Data supplied =
"""

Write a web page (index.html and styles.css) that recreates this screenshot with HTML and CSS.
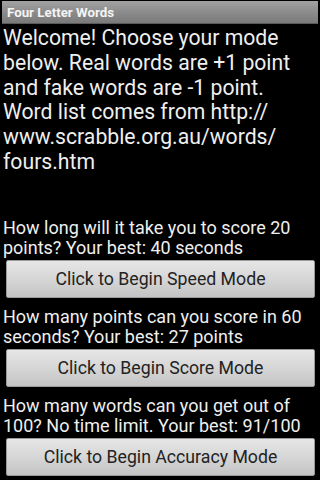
FILE: index.html
```html
<!DOCTYPE html>
<html>
<head>
<meta charset="utf-8">
<link rel="stylesheet" href="styles.css">
</head>
<body>
<div class="screen">
  <div class="titlebar">Four Letter Words</div>
  <div class="content">
    <p class="intro">Welcome! Choose your mode below. Real words are +1 point and fake words are -1 point. Word list comes from http://<br>www.scrabble.org.au/words/<br>fours.htm</p>
    <div class="mode first">
      <p class="question">How long will it take you to score 20 points? Your best: 40 seconds</p>
      <button class="btn">Click to Begin Speed Mode</button>
    </div>
    <div class="mode">
      <p class="question">How many points can you score in 60 seconds? Your best: 27 points</p>
      <button class="btn">Click to Begin Score Mode</button>
    </div>
    <div class="mode">
      <p class="question">How many words can you get out of 100? No time limit. Your best: 91/100</p>
      <button class="btn">Click to Begin Accuracy Mode</button>
    </div>
  </div>
</div>
</body>
</html>
```
FILE: styles.css
```css
html, body {
  margin: 0;
  padding: 0;
  background: #000;
}
body {
  width: 320px;
  height: 480px;
  overflow: hidden;
  font-family: Roboto, "Noto Sans", sans-serif;
  color: #efefef;
}
.screen {
  display: flex;
  flex-direction: column;
  height: 480px;
}
.titlebar {
  margin: 1px 2px 0 2px;
  height: 23px;
  box-sizing: border-box;
  padding-left: 5px;
  background: linear-gradient(#a2a2a2, #8a8a8a 55%, #7a7a7a);
  border-bottom: 1px solid #5a5a5a;
  color: #f4f4f4;
  font-size: 13.3px;
  font-weight: bold;
  line-height: 23px;
}
.content {
  display: flex;
  flex-direction: column;
  padding: 2px 5px 0 3px;
}
.intro {
  margin: 0;
  font-size: 21.2px;
  line-height: 24.8px;
}
.mode {
  display: flex;
  flex-direction: column;
  margin-top: 9px;
}
.mode.first {
  margin-top: 43px;
}
.question {
  margin: 0;
  font-size: 18px;
  line-height: 20px;
}
.btn {
  margin: 2px 0 0 3px;
  height: 38px;
  border: 1px solid #9a9a9a;
  border-radius: 2px;
  background: linear-gradient(#e6e6e6, #d6d6d6 50%, #c4c4c4);
  color: #222;
  font-family: Roboto, "Noto Sans", sans-serif;
  font-size: 17.7px;
  padding: 0;
}
```
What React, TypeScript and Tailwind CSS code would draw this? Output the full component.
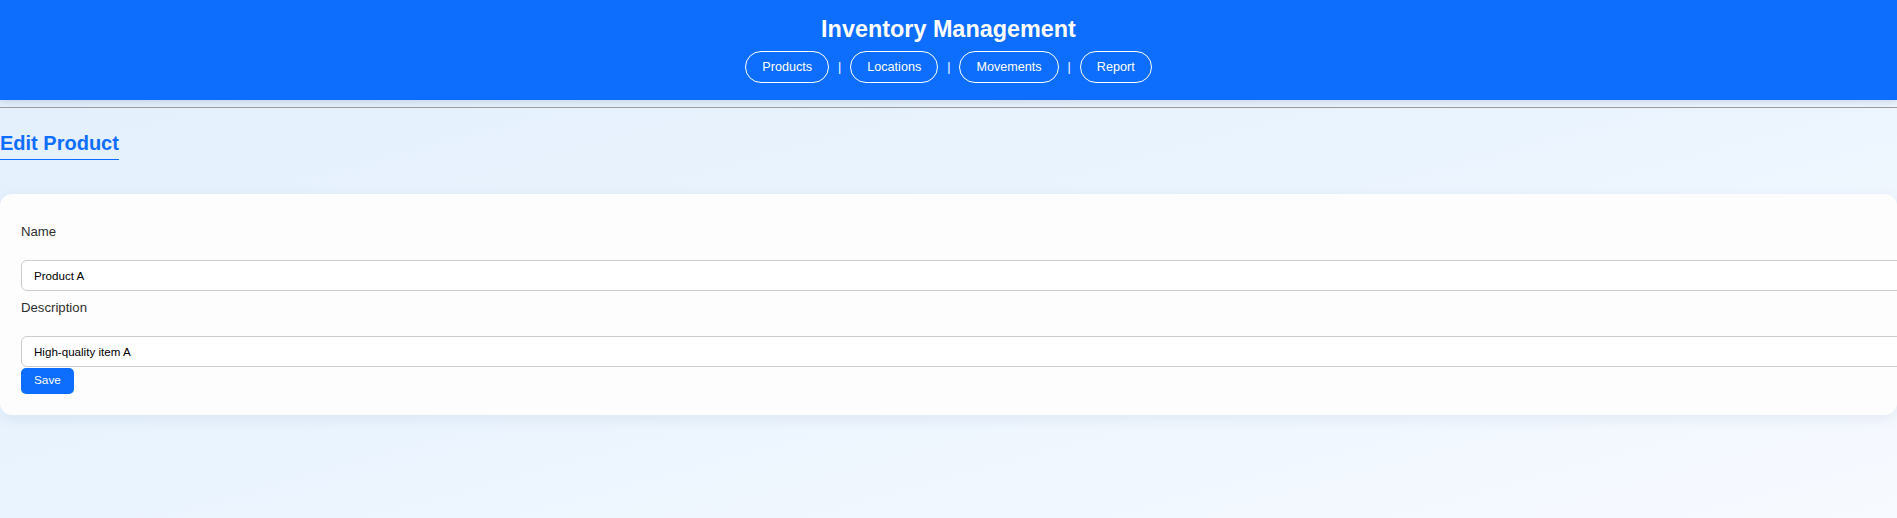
import React from 'react';

const navLinks = ['Products', 'Locations', 'Movements', 'Report'];

const fields = [
    { label: 'Name', value: 'Product A' },
    { label: 'Description', value: 'High-quality item A' },
];

const App = () => {
    return (
        <div className="min-h-[518px] w-full overflow-hidden bg-linear-to-br from-[#e2effc] via-[#eaf4fe] to-[#f7faff] font-['Liberation_Sans',Arial,sans-serif]">
            <header className="relative z-10 h-[100px] bg-[#0d6efd] pt-[15px] text-center text-white shadow-[0_2px_7px_rgba(60,80,110,0.18)]">
                <h1 className="text-[23.4px] font-bold leading-[28px]">Inventory Management</h1>
                <nav className="mt-[8px] flex items-center justify-center gap-[9px]">
                    {navLinks.map((link, i) => (
                        <React.Fragment key={link}>
                            {i > 0 && <span className="text-[12.5px]">|</span>}
                            <a className="flex h-[32px] items-center rounded-full border border-white px-4 text-[12.6px]">
                                {link}
                            </a>
                        </React.Fragment>
                    ))}
                </nav>
            </header>

            <div className="mt-[7px] h-px bg-[#9d9d9d]" />

            <main>
                <h2 className="mt-[23px] inline-block border-b border-[#0d6efd] pb-[4px] text-[20px] font-bold leading-[24px] text-[#0d6efd]">
                    Edit Product
                </h2>

                <form className="mt-[34px] w-full rounded-xl bg-[#fdfdfd] p-[21px] shadow-[0_4px_14px_rgba(40,70,110,0.08)]">
                    {fields.map((field) => (
                        <div key={field.label}>
                            <label className="mt-[7px] mb-[18px] block text-[13.2px] leading-[20px] text-[#2f2f2f]">
                                {field.label}
                            </label>
                            <input
                                defaultValue={field.value}
                                className="box-content block h-[29px] w-full rounded-md border border-[#cccccc] bg-white px-[12px] text-[11.6px] text-black outline-none"
                            />
                        </div>
                    ))}
                    <button
                        type="button"
                        className="mt-px h-[26px] rounded-[5px] bg-[#0d6efd] px-[13px] text-[11.8px] text-white"
                    >
                        Save
                    </button>
                </form>
            </main>
        </div>
    );
};

export default App;
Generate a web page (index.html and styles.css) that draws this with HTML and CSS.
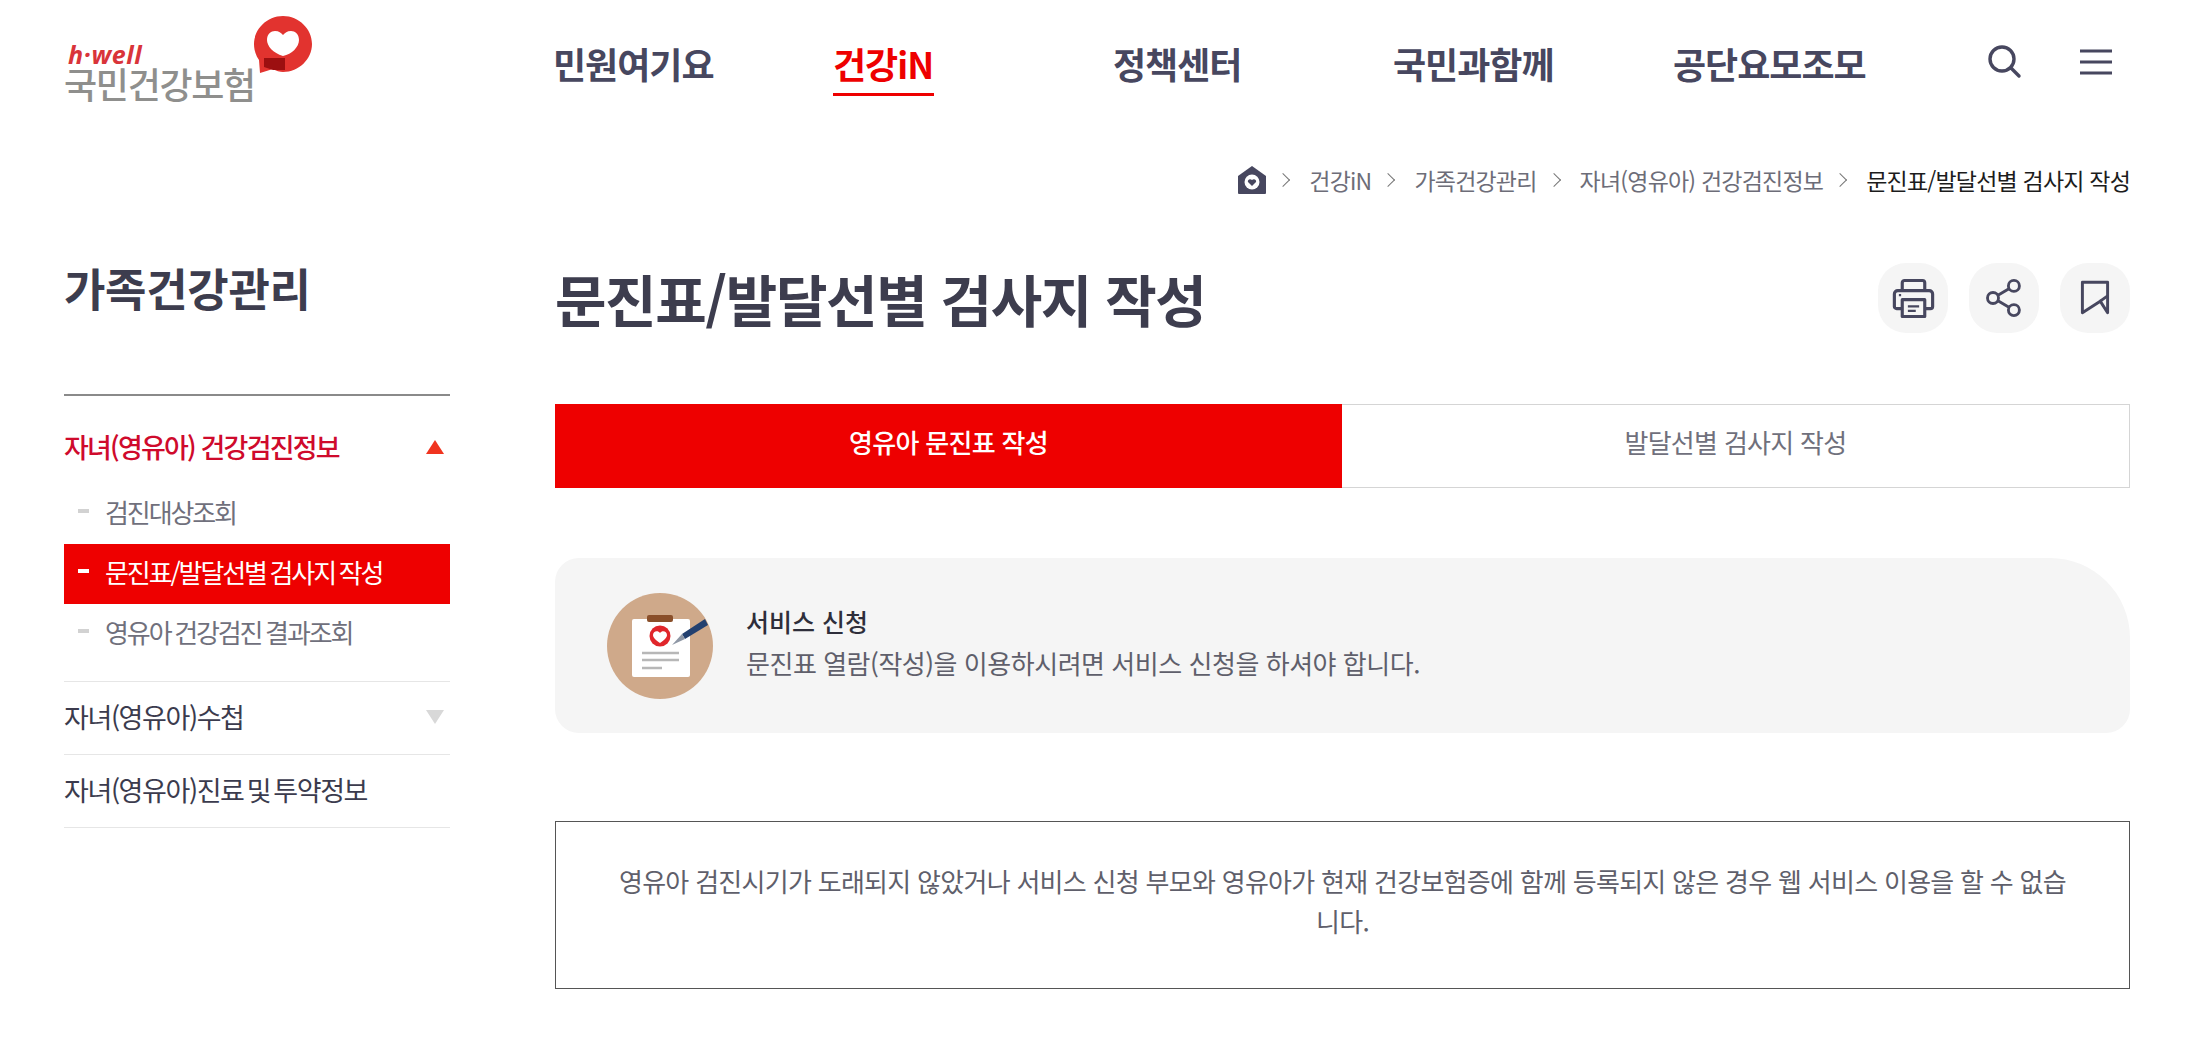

"""

Your goal =
Make a tally of the lines in this data that include the string "page", and answer with that tally alone.

Written answer =
2